[Stored data]

------------------------------------------------

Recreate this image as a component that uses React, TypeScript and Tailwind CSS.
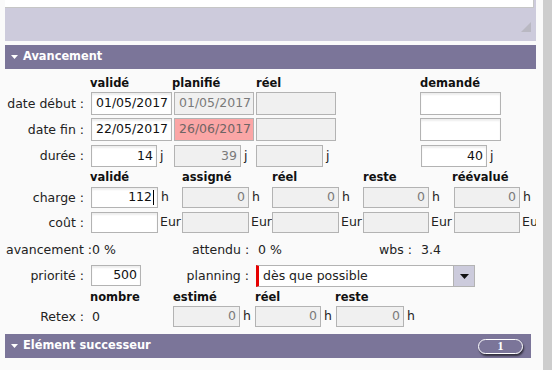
import React from "react";

type BoxProps = {
  w: string;
  h?: string;
  children?: React.ReactNode;
  ro?: boolean;
  red?: boolean;
  left?: boolean;
  caret?: boolean;
};

function Box({ w, h = "h-[21px]", children, ro, red, left, caret }: BoxProps) {
  const bg = red
    ? "bg-[#fba6a6] text-[#6f6464]"
    : ro
    ? "bg-[#f0f0f0] text-[#7a7a7a]"
    : "bg-white text-[#111] shadow-[inset_0_2px_2px_rgba(0,0,0,0.07)]";
  return (
    <div
      className={`${w} ${h} box-border border border-[#b3b3b3] flex items-center ${
        left ? "justify-start pl-[4px]" : "justify-end pr-[3px]"
      } ${bg} text-[12.5px] leading-none overflow-hidden whitespace-nowrap shrink-0`}
    >
      {children}
      {caret && <span className="w-px h-[15px] bg-black ml-px" />}
    </div>
  );
}

function Bar({ title, w, badge }: { title: string; w: string; badge?: string }) {
  return (
    <div className={`ml-[5px] ${w} h-[24px] bg-[#7b7599] flex items-center justify-between shrink-0`}>
      <div className="flex items-center">
        <svg width="7" height="4" viewBox="0 0 7 4" className="ml-[6px] mr-[5px]">
          <path d="M0 0 L7 0 L3.5 4 Z" fill="#ffffff" />
        </svg>
        <span className="text-white font-bold text-[11.4px] leading-none">{title}</span>
      </div>
      {badge && (
        <div className="mr-[8px] w-[45px] h-[15px] rounded-full border-[1.5px] border-white shadow-[1px_2px_2px_rgba(0,0,0,0.6)] flex items-center justify-center box-border">
          <span className="text-white font-bold text-[12px] leading-none font-['Liberation_Serif',serif]">{badge}</span>
        </div>
      )}
    </div>
  );
}

const H = "font-bold text-[11.5px] leading-[14px] text-[#111]";
const L = "text-right pr-[7px] whitespace-nowrap shrink-0";

export default function App() {
  return (
    <div className="flex w-[552px] h-[370px] overflow-hidden font-['DejaVu_Sans',Verdana,sans-serif] text-[12.5px] text-[#222] bg-[#fafafa]">
      <div className="w-[543px] h-[370px] flex flex-col shrink-0 overflow-hidden">
        {/* top block */}
        <div className="ml-[5px] w-[531px] h-[41px] bg-[#cdcbdc] relative shrink-0">
          <div className="w-[529px] h-[8px] bg-white border-b border-r border-[#c6c6c6] box-border" />
          <svg width="10" height="10" viewBox="0 0 10 10" className="absolute right-[5px] top-[22px]">
            <path d="M10 0 L10 10 L0 10 Z" fill="#b9b8c2" />
          </svg>
        </div>
        <div className="h-[4px] shrink-0" />
        <Bar title="Avancement" w="w-[531px]" />

        <div className="w-[536px] overflow-hidden shrink-0">
          {/* header row 1 */}
          <div className="flex h-[23px] pt-[7px]">
            <div className="w-[90px] shrink-0" />
            <div className={`w-[82px] shrink-0 ${H}`}>validé</div>
            <div className={`w-[84px] shrink-0 ${H}`}>planifié</div>
            <div className={`w-[164px] shrink-0 ${H}`}>réel</div>
            <div className={`${H}`}>demandé</div>
          </div>
          {/* date début */}
          <div className="flex h-[26px]">
            <div className={`w-[91px] leading-[23px] ${L}`}>date début :</div>
            <div className="w-[83px] shrink-0">
              <Box w="w-[81px]" h="h-[23px]" left>01/05/2017</Box>
            </div>
            <div className="w-[82px] shrink-0">
              <Box w="w-[80px]" h="h-[23px]" ro left>01/05/2017</Box>
            </div>
            <div className="w-[164px] shrink-0">
              <Box w="w-[80px]" h="h-[23px]" ro />
            </div>
            <Box w="w-[81px]" h="h-[23px]" />
          </div>
          {/* date fin */}
          <div className="flex h-[27px]">
            <div className={`w-[91px] leading-[23px] ${L}`}>date fin :</div>
            <div className="w-[83px] shrink-0">
              <Box w="w-[81px]" h="h-[23px]" left>22/05/2017</Box>
            </div>
            <div className="w-[82px] shrink-0">
              <Box w="w-[80px]" h="h-[23px]" red left>26/06/2017</Box>
            </div>
            <div className="w-[164px] shrink-0">
              <Box w="w-[80px]" h="h-[23px]" ro />
            </div>
            <Box w="w-[81px]" h="h-[23px]" />
          </div>
          {/* durée */}
          <div className="flex h-[25px]">
            <div className={`w-[91px] leading-[22px] ${L}`}>durée :</div>
            <div className="w-[83px] shrink-0 flex items-center h-[22px]">
              <Box w="w-[66px]" h="h-[22px]">14</Box>
              <span className="ml-[3px]">j</span>
            </div>
            <div className="w-[82px] shrink-0 flex items-center h-[22px]">
              <Box w="w-[67px]" h="h-[22px]" ro>39</Box>
              <span className="ml-[3px]">j</span>
            </div>
            <div className="w-[165px] shrink-0 flex items-center h-[22px]">
              <Box w="w-[67px]" h="h-[22px]" ro />
              <span className="ml-[3px]">j</span>
            </div>
            <div className="flex items-center h-[22px]">
              <Box w="w-[66px]" h="h-[22px]">40</Box>
              <span className="ml-[3px]">j</span>
            </div>
          </div>
          {/* header row 2 */}
          <div className="flex h-[17px]">
            <div className="w-[90px] shrink-0" />
            <div className={`w-[92px] shrink-0 ${H}`}>validé</div>
            <div className={`w-[90px] shrink-0 ${H}`}>assigné</div>
            <div className={`w-[91px] shrink-0 ${H}`}>réel</div>
            <div className={`w-[89px] shrink-0 ${H}`}>reste</div>
            <div className={`${H}`}>réévalué</div>
          </div>
          {/* charge */}
          <div className="flex h-[25px]">
            <div className={`w-[91px] leading-[21px] ${L}`}>charge :</div>
            <div className="w-[91px] shrink-0 flex items-center h-[21px]">
              <Box w="w-[67px]" caret>112</Box>
              <span className="ml-[3px]">h</span>
            </div>
            <div className="w-[90px] shrink-0 flex items-center h-[21px]">
              <Box w="w-[67px]" ro>0</Box>
              <span className="ml-[3px]">h</span>
            </div>
            <div className="w-[91px] shrink-0 flex items-center h-[21px]">
              <Box w="w-[67px]" ro>0</Box>
              <span className="ml-[3px]">h</span>
            </div>
            <div className="w-[91px] shrink-0 flex items-center h-[21px]">
              <Box w="w-[66px]" ro>0</Box>
              <span className="ml-[3px]">h</span>
            </div>
            <div className="shrink-0 flex items-center h-[21px]">
              <Box w="w-[66px]" ro>0</Box>
              <span className="ml-[3px]">h</span>
            </div>
          </div>
          {/* coût */}
          <div className="flex h-[25px]">
            <div className={`w-[91px] leading-[21px] ${L}`}>coût :</div>
            <div className="w-[91px] shrink-0 flex items-center h-[21px]">
              <Box w="w-[67px]" />
              <span className="ml-[2px]">Eur</span>
            </div>
            <div className="w-[90px] shrink-0 flex items-center h-[21px]">
              <Box w="w-[67px]" ro />
              <span className="ml-[2px]">Eur</span>
            </div>
            <div className="w-[91px] shrink-0 flex items-center h-[21px]">
              <Box w="w-[67px]" ro />
              <span className="ml-[2px]">Eur</span>
            </div>
            <div className="w-[91px] shrink-0 flex items-center h-[21px]">
              <Box w="w-[66px]" ro />
              <span className="ml-[2px]">Eur</span>
            </div>
            <div className="shrink-0 flex items-center h-[21px] whitespace-nowrap">
              <Box w="w-[66px]" ro />
              <span className="ml-[2px]">Eur</span>
            </div>
          </div>
          {/* avancement */}
          <div className="flex h-[28px] pt-[5px] leading-[16px] whitespace-nowrap">
            <div className="w-[92px] shrink-0 pl-[6px]">avancement :</div>
            <div className="w-[100px] shrink-0">0 %</div>
            <div className="w-[66px] shrink-0">attendu :</div>
            <div className="w-[121px] shrink-0">0 %</div>
            <div className="w-[42px] shrink-0">wbs :</div>
            <div>3.4</div>
          </div>
          {/* priorité */}
          <div className="flex h-[24px]">
            <div className={`w-[91px] leading-[21px] ${L}`}>priorité :</div>
            <Box w="w-[50px]">500</Box>
            <div className={`w-[115px] leading-[21px] ${L}`}>planning :</div>
            <div className="w-[219px] h-[22px] box-border border border-[#b3b3b3] border-l-[3px] border-l-[#e60000] bg-white flex items-center shrink-0">
              <span className="flex-1 pl-[4px] leading-none whitespace-nowrap">dès que possible</span>
              <div className="w-[21px] h-full bg-[#cccbdc] border-l border-[#b3b3b3] flex items-center justify-center">
                <svg width="9" height="5" viewBox="0 0 9 5">
                  <path d="M0 0 L9 0 L4.5 5 Z" fill="#111" />
                </svg>
              </div>
            </div>
          </div>
          {/* header row 3 */}
          <div className="flex h-[17px] pt-[1px]">
            <div className="w-[90px] shrink-0" />
            <div className={`w-[83px] shrink-0 ${H}`}>nombre</div>
            <div className={`w-[82px] shrink-0 ${H}`}>estimé</div>
            <div className={`w-[80px] shrink-0 ${H}`}>réel</div>
            <div className={`${H}`}>reste</div>
          </div>
          {/* Retex */}
          <div className="flex h-[28px]">
            <div className={`w-[91px] leading-[21px] ${L}`}>Retex :</div>
            <div className="w-[82px] shrink-0 leading-[21px] pl-[1px]">0</div>
            <div className="w-[82px] shrink-0 flex items-center h-[21px]">
              <Box w="w-[67px]" ro>0</Box>
              <span className="ml-[3px]">h</span>
            </div>
            <div className="w-[81px] shrink-0 flex items-center h-[21px]">
              <Box w="w-[66px]" ro>0</Box>
              <span className="ml-[3px]">h</span>
            </div>
            <div className="shrink-0 flex items-center h-[21px]">
              <Box w="w-[68px]" ro>0</Box>
              <span className="ml-[3px]">h</span>
            </div>
          </div>
        </div>

        <Bar title="Elément successeur" w="w-[526px]" badge="1" />
      </div>
      <div className="w-[9px] h-[370px] bg-[#cdcdcd] shrink-0" />
    </div>
  );
}
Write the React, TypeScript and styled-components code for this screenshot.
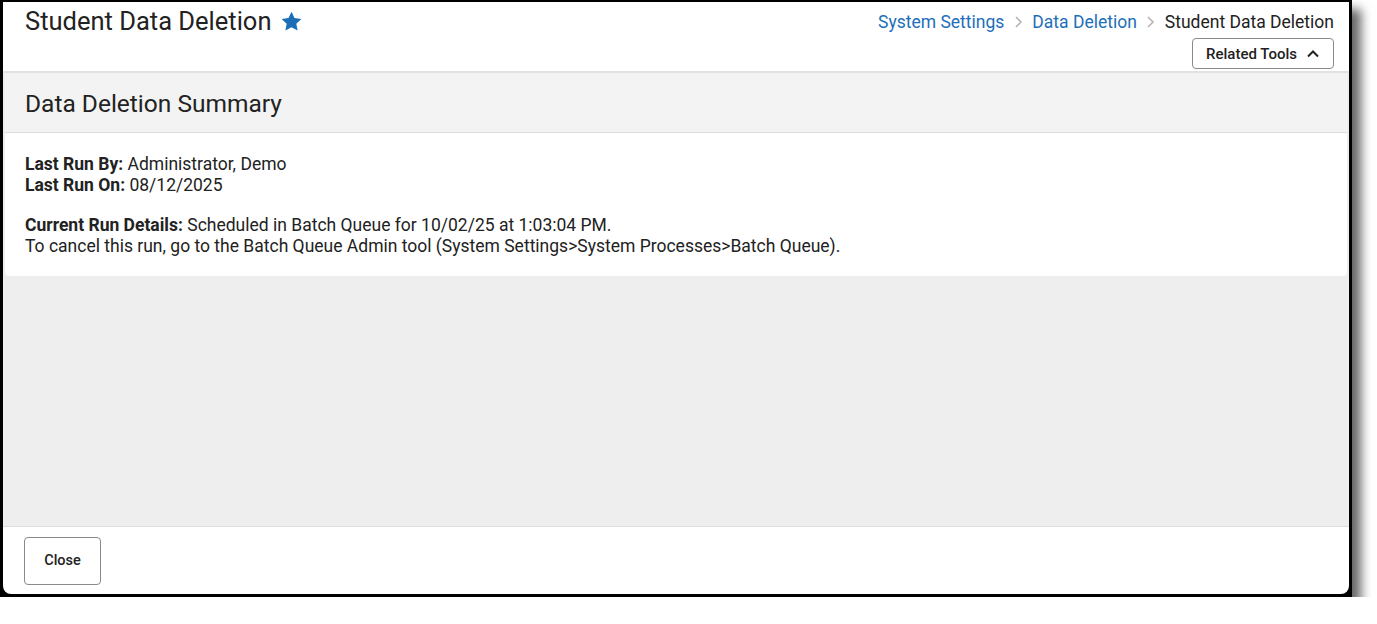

------------------------------------------------

What is required = Search the records for the word "this", then list every line that has it.

Task output =
Recreate this image as a component that uses React, TypeScript and Tailwind CSS.
Write the React, TypeScript and styled-components code for this screenshot.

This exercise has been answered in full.